For millions of English football fans nothing says Christmas quite like going to a game on Boxing Day. Meanwhile, over the rest of Europe footballers are spending precious time with their families, often travelling distances that would have made the Three Kings demur, and, like the rest of the population, taking a well-earned break from work.
Why is it that most countries close down their football leagues over the holiday season, but there would be a huge outcry in Britain if we were denied the opportunity to sing adapted versions of Christmas classics on bitterly cold December afternoon, swerving the in-laws and another offering of left-overs. And does it matter?
Football is as central to Christmas in Britain as mince pies. Indeed, until the 1950s there were games on Christmas Day. Players and teams who wished to opt out on religious grounds were allowed to, but few took advantage of this loophole. Club owners found that holiday games were lucrative because the supporters flocked to them like shepherds to a Bethlehem barn.
Of course the most famous festive football fixture of all was played in the no-man's-land of World War One. But 1914 was a never-to-be-repeated one-off, banned by the politicians and military leaders who saw how subversive a mere game could be.
Professional football however was encouraged. Back in 1888, Everton even played two matches on Christmas Day and another on Boxing Day.
Eventually the arrival of television and the Queen's Speech saw Christmas Day cordoned off, with Boxing Day quickly identified as the stage for festive football. But what with New Year's Day and all the weekends around and in-between broadcasters have saturated the period and now there is barely a festive date lacking a game.
Attendances remain huge for the festive schedule, with supporters eager for the opportunity to escape from packed homes and relatives they'd rather avoid. Plus, of course, it matters little if the fans are hungover and fattened up by festive overindulging. It is different for the players: How many of our festive traditions combine well with being an athlete?
Player behavior – is much different nowadays. But the games remain. Meanwhile most of the footballing world is on holiday. Some countries, such as Russia and the USA, are forced to organise their seasons around a long winter break due to the sheer impossibility of playing games in six feet of snow. It can be cold and miserable at a Christmas game in England, but it's only rarely actually unplayable. Illuminous balls and undersoil heating keep the party going.

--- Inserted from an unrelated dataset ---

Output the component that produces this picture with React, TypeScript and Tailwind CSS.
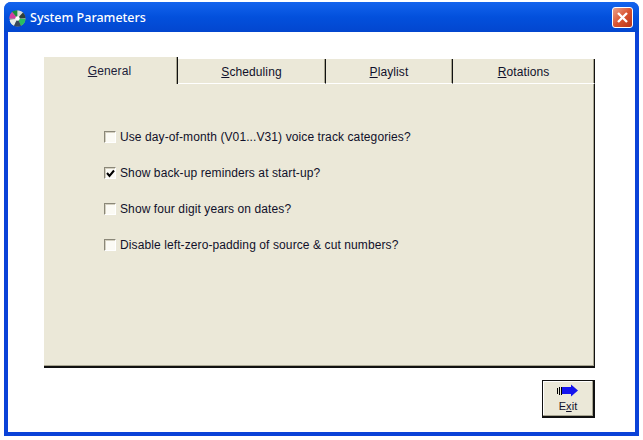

Other nations put their religious holidays ahead of their football. All the major European leagues take a significant break, from a fortnight in Spain's La Liga to a month for Germany's Bundesliga. The reasons, aside from religious observance and the weather, are simple: give the players a much needed rest and recuperation. In an era when so many players ply their trade in foreign countries it allows them to travel home to see their families.
It might be too simplistic to point out that most German players have a month off over Christmas and frequently overperform at the World Cup, while English stars have no break and haven't won the big one in more than 50 years.
But, when the domestic football season – including European adventures – is a marathon, and England's players constantly look exhausted at major tournaments, it is hard to avoid the thought that a rest somewhere along the line would be healthy. The frenzy of festive fixtures is exhausting, and only halfway through the big race.
But, English football is not run for the benefit of the national team. It is run at the say-so of club owners and broadcasters. And there's money in festive football. Unless fans vote with their feet and abandon the Christmas fixture list, little is likely to change. And perhaps even then, it might not be enough to convince the authorities.